Jack Pardee (32) with Redskins Coach George Allen and Chris Hanburger in 1972. (Washington Post photo)

Jack Pardee, the former Washington Redskins linebacker and coach, is suffering from gall-bladder cancer and will enter a Denver-area hospice, he said.

Anne Pardee, his daughter, told the Associated Press that her 76-year-old father will join his wife, Phyllis, there. She has had a stroke.

“The reason is, is where it is,” Jack Pardee told Houston’s Fox affiliate. KTRK in Houston first reported the story. “Cancer of the gall bladder and liver. So when it gets there it travels fast. I’m taking chemotherapy now, and I guess there’s always a chance that chemo could work. Having it in the gall bladder and liver is not a good place to have it.”

Houston is the home of the M.D. Anderson Cancer Center, one of the nation’s top cancer hospitals, and Ted Pardee told the station that his father had seen experts there about a month ago. “One of the first doctors that diagnosed it said with that kind of cancer seven months is a pretty good target,” Jack Pardee said. “Old age plays some dirty tricks.”

Pardee has twice survived cancer. He had melanoma when he was 28 and about halfway through his 15-year NFL playing career.

“Thank goodness you’ve got a great family, kids and grandkids and they’re all gathered here [in Gause, Texas]  together, helping out,” he said. “I’ll just get my chemotherapy and do what I can and hope for the best.”

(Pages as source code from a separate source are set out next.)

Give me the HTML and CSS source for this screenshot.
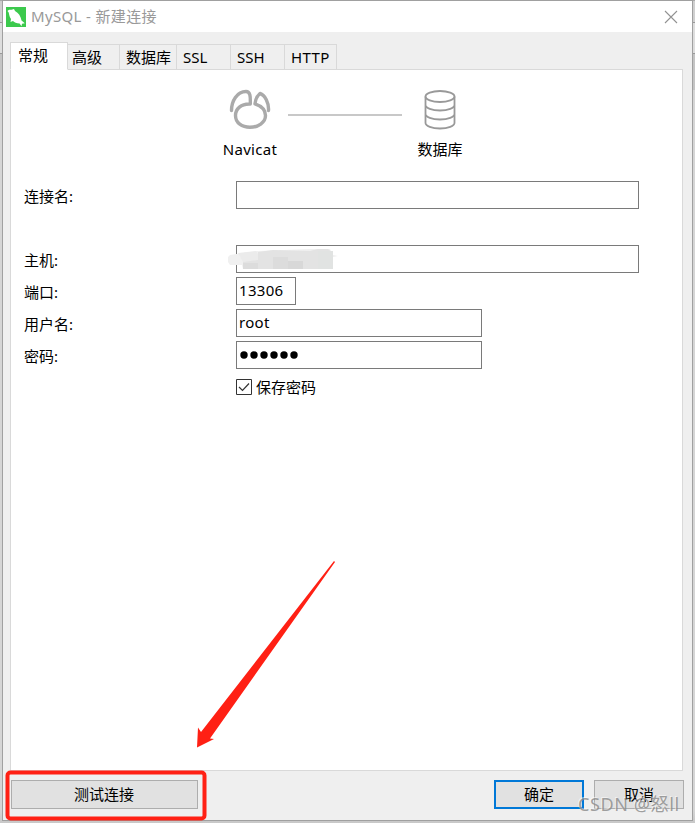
FILE: index.html
```html
<!DOCTYPE html>
<html lang="zh-CN">
<head>
<meta charset="utf-8">
<title>MySQL - 新建连接</title>
<link rel="stylesheet" href="styles.css">
</head>
<body>
<main class="window">
  <header class="titlebar">
    <svg class="logo" width="20" height="20" viewBox="0 0 20 20"><rect width="20" height="20" fill="#3cc94d"/><path fill="#fff" d="M1.500 4C2.500 2.500 4 2.500 5.500 2.800L8 2L9 4C12.500 6 14.800 9 15.500 13.500L18.800 16.300L16 16.800L15.500 19.200L13.600 16.500C10.500 16.500 8.500 15.500 7 14L4.500 15L5 12C3.200 9.800 3.200 7.300 2.700 5.500Z"/></svg>
    <h1 class="title">MySQL - 新建连接</h1>
    <svg class="close" width="14" height="14" viewBox="0 0 14 14"><path d="M1 1L13 13M13 1L1 13" stroke="#929292" stroke-width="1.1"/></svg>
  </header>
  <nav class="tabs">
    <span class="tab active">常规</span><span class="tab advanced">高级</span><span class="tab database">数据库</span><span class="tab ssl">SSL</span><span class="tab ssh">SSH</span><span class="tab http">HTTP</span>
  </nav>
  <section class="panel">
    <div class="diagram">
      <div class="node"><svg width="42" height="42" viewBox="0 0 42 42" fill="none" stroke="#aaa" stroke-width="3.4" stroke-linecap="round" stroke-linejoin="round"><path d="M2.500 21.500C2.500 12 8 2.500 17 2.500C21.500 2.500 21.500 8 21.300 15C12 14.500 6.500 20 6.500 26.500C6.500 34 13 38.300 21 38.300C29 38.300 36.500 33.500 36.500 26.500C36.500 20 31 16.500 26 14.800C26.500 10 28 7 31 4.500C36 6 40 14 39.500 21.500"/></svg><span class="latin">Navicat</span></div>
      <div class="link"></div>
      <div class="node"><svg width="42" height="42" viewBox="0 0 42 42" fill="none" stroke="#999" stroke-width="1.8"><ellipse cx="21" cy="7.500" rx="14.500" ry="5.500"/><path d="M6.500 7.500V34C6.500 37 13 39.500 21 39.500S35.500 37 35.500 34V7.500M6.500 16C6.500 19 13 21.500 21 21.500S35.500 19 35.500 16M6.500 25C6.500 28 13 30.500 21 30.500S35.500 28 35.500 25"/></svg><span>数据库</span></div>
    </div>
    <div class="form">
      <label>连接名:</label><div class="field"></div>
      <label>主机:</label><div class="field host"><svg class="mask" width="110" height="24" viewBox="0 0 110 24"><path fill="#f0f0f0" d="M2 6L15 4L29 2L82 0H102L105 6L110 7L105 8V20H15L14 16H2L0 13V8Z"/><path fill="#e3e3e3" d="M15 11L30 10V3L45 1L82 2L90 0H100L105 4V20H15Z"/><path fill="#ebebeb" d="M10 4L28 2L30 5V11L15 13Z"/><path fill="#dcdcdc" d="M15 14H30V20H15ZM45 8H60V20H45Z"/><path fill="#d8d8d8" d="M60 12H75V20H60Z"/><path fill="#e1e3e2" d="M90 2H105V20H90Z"/></svg></div>
      <label>端口:</label><div class="field port latin">13306</div>
      <label>用户名:</label><div class="field short latin">root</div>
      <label>密码:</label><div class="field short password"><svg width="62" height="10" viewBox="0 0 62 10"><g fill="#000"><circle cx="5" cy="5" r="3.700"/><circle cx="15" cy="5" r="3.700"/><circle cx="25" cy="5" r="3.700"/><circle cx="35" cy="5" r="3.700"/><circle cx="45" cy="5" r="3.700"/><circle cx="55" cy="5" r="3.700"/></g></svg></div>
      <div class="remember"><svg width="16" height="16" viewBox="0 0 16 16"><path fill="none" stroke="#333" d="M.5.5H15.500V15.500H.5Z"/><path fill="none" stroke="#333" stroke-width="1.200" d="M3 8L6.500 11.500L13 4.500"/></svg><span>保存密码</span></div>
    </div>
  </section>
  <footer class="actions">
    <span class="button test">测试连接</span><span class="button ok">确定</span><span class="button cancel">取消</span>
  </footer>
</main>
<svg class="annotation" width="695" height="823" viewBox="0 0 695 823"><rect x="7.500" y="772.500" width="197" height="46" rx="3" fill="none" stroke="#ff2014" stroke-width="4"/><path fill="#ff2014" d="M334 561L335 562L210 738.500L214 739L197 747.500L198 727.500L201 732Z"/></svg>
<span class="watermark">CSDN @怒ll</span>
</body>
</html>
```
FILE: styles.css
```css
* { box-sizing: border-box; }
body {
  margin: 0;
  width: 695px;
  height: 823px;
  overflow: hidden;
  padding: 0 2px;
  background: linear-gradient(#aaa 0 1px, #d0d0d0 1px 22px, #999 22px 23px, #ddd 23px 53px, #999 53px 54px, #c4c4c4 54px 90px, #d5d5d5 90px 810px, #c8c8c8);
  font: 15px/20px "Noto Sans", "Noto Sans CJK SC", sans-serif;
  color: #000;
}
.window {
  width: 691px;
  height: 821px;
  border: 1px solid #a0a0a0;
  background: #efefef;
  display: flex;
  flex-direction: column;
}
.titlebar {
  height: 31px;
  flex: none;
  display: flex;
  align-items: center;
  padding: 0 14px 0 3px;
  background: #fff;
  color: #999;
}
.title { margin: 0 0 2px 5px; font-size: 15px; font-weight: 400; line-height: 20px; letter-spacing: .35px; }
.close { margin-left: auto; }
.latin { letter-spacing: .3px; }
.tabs {
  display: flex;
  align-items: flex-end;
  height: 38px;
  margin: 0 9px -1px 7px;
  flex: none;
  position: relative;
}
.tab {
  height: 26px;
  border: 1px solid #d9d9d9;
  border-left: 0;
  padding-left: 6px;
  line-height: 25px;
  white-space: nowrap;
}
.tab.active { width: 58px; height: 28px; padding-left: 7px; background: #fff; border-left: 1px solid #d9d9d9; border-bottom-color: #fff; line-height: 25px; }
.tab.advanced { width: 52px; padding-left: 4px; }
.tab.database { width: 57px; }
.tab.ssl { width: 54px; }
.tab.ssh { width: 54px; }
.tab.http { width: 52px; letter-spacing: .4px; }
.panel {
  width: 673px;
  height: 702px;
  margin-left: 7px;
  flex: none;
  border: 1px solid #d9d9d9;
  background: #fff;
}
.diagram { display: flex; height: 111px; padding: 19px 0 0 209px; }
.node { width: 60px; display: flex; flex-direction: column; align-items: center; }
.node span { margin-top: 8px; }
.link { width: 114px; height: 2px; margin: 25px 8px 0 8px; background: #c8c8c8; }
.form {
  display: grid;
  grid-template-columns: 212px 403px;
  grid-template-rows: 64px;
  grid-auto-rows: 32px;
  align-items: start;
  padding-left: 13px;
}
.form label { padding-top: 5px; }
.field { height: 28px; border: 1px solid #7a7a7a; padding: 0 0 2px 2px; display: flex; align-items: center; }
.password { padding-bottom: 0; }
.host { position: relative; }
.mask { position: absolute; left: -9px; top: 3px; }
.port { width: 60px; }
.short { width: 246px; }
.remember { grid-column: 2; display: flex; align-items: center; gap: 4px; height: 28px; }
.actions { display: flex; padding: 9px 8px 0; }
.button { display: flex; height: 29px; align-items: center; justify-content: center; border: 1px solid #adadad; background: #e1e1e1; padding-bottom: 2px; }
.test { width: 187px; padding-right: 1px; }
.ok { width: 90px; margin-left: 296px; border: 2px solid #0078d7; }
.cancel { width: 90px; margin-left: 10px; }
.annotation { position: absolute; left: 0; top: 0; pointer-events: none; }
.watermark { position: absolute; left: 578px; top: 792px; font-size: 18px; line-height: 24px; letter-spacing: .6px; color: #888c; text-shadow: -1px -1px 0 #fff8; white-space: nowrap; }
```
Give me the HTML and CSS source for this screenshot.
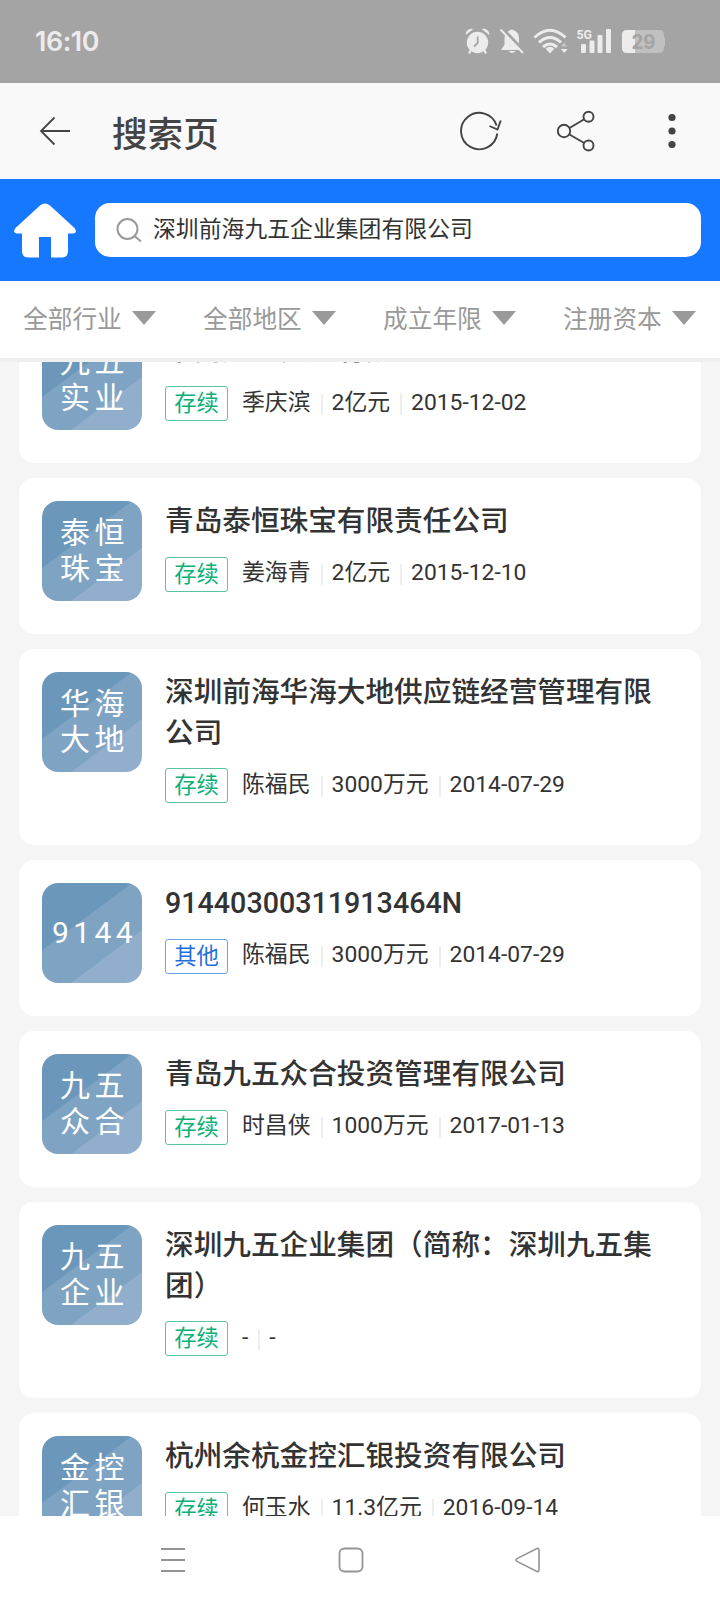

Pardee was one of Bear Bryant’s “Junction Boys” at Texas A&M and is a member of the College Hall of Fame. He played for the Los Angeles Rams from 1957-64, missing a season because of melanoma, then played another seven seasons. He finished his career with the Redskins in 1973.

Pardee coached the Chicago Bears from 1975-77 and the Redskins from 1978-80. He was fired a 6-10 season. He was San Diego’s defensive coordinator for one season, then coached the Houston Gamblers of the short-lived USFL. When that league folded in 1987, he became coach at the University of Houston and brought the Gamblers’ “run-and-shoot” offense to the Cougars. 

Pardee was named coach of the Houston Oilers in 1990 and his teams advanced to the playoffs each year in his first four seasons. Then, Bud Adams, the owner of the Oilers (now the Teneesee Titans) traded quarterback Warren Moon to Minnesota before the 1994 season and the Oilers started 1-9. That prompted Pardee to step down.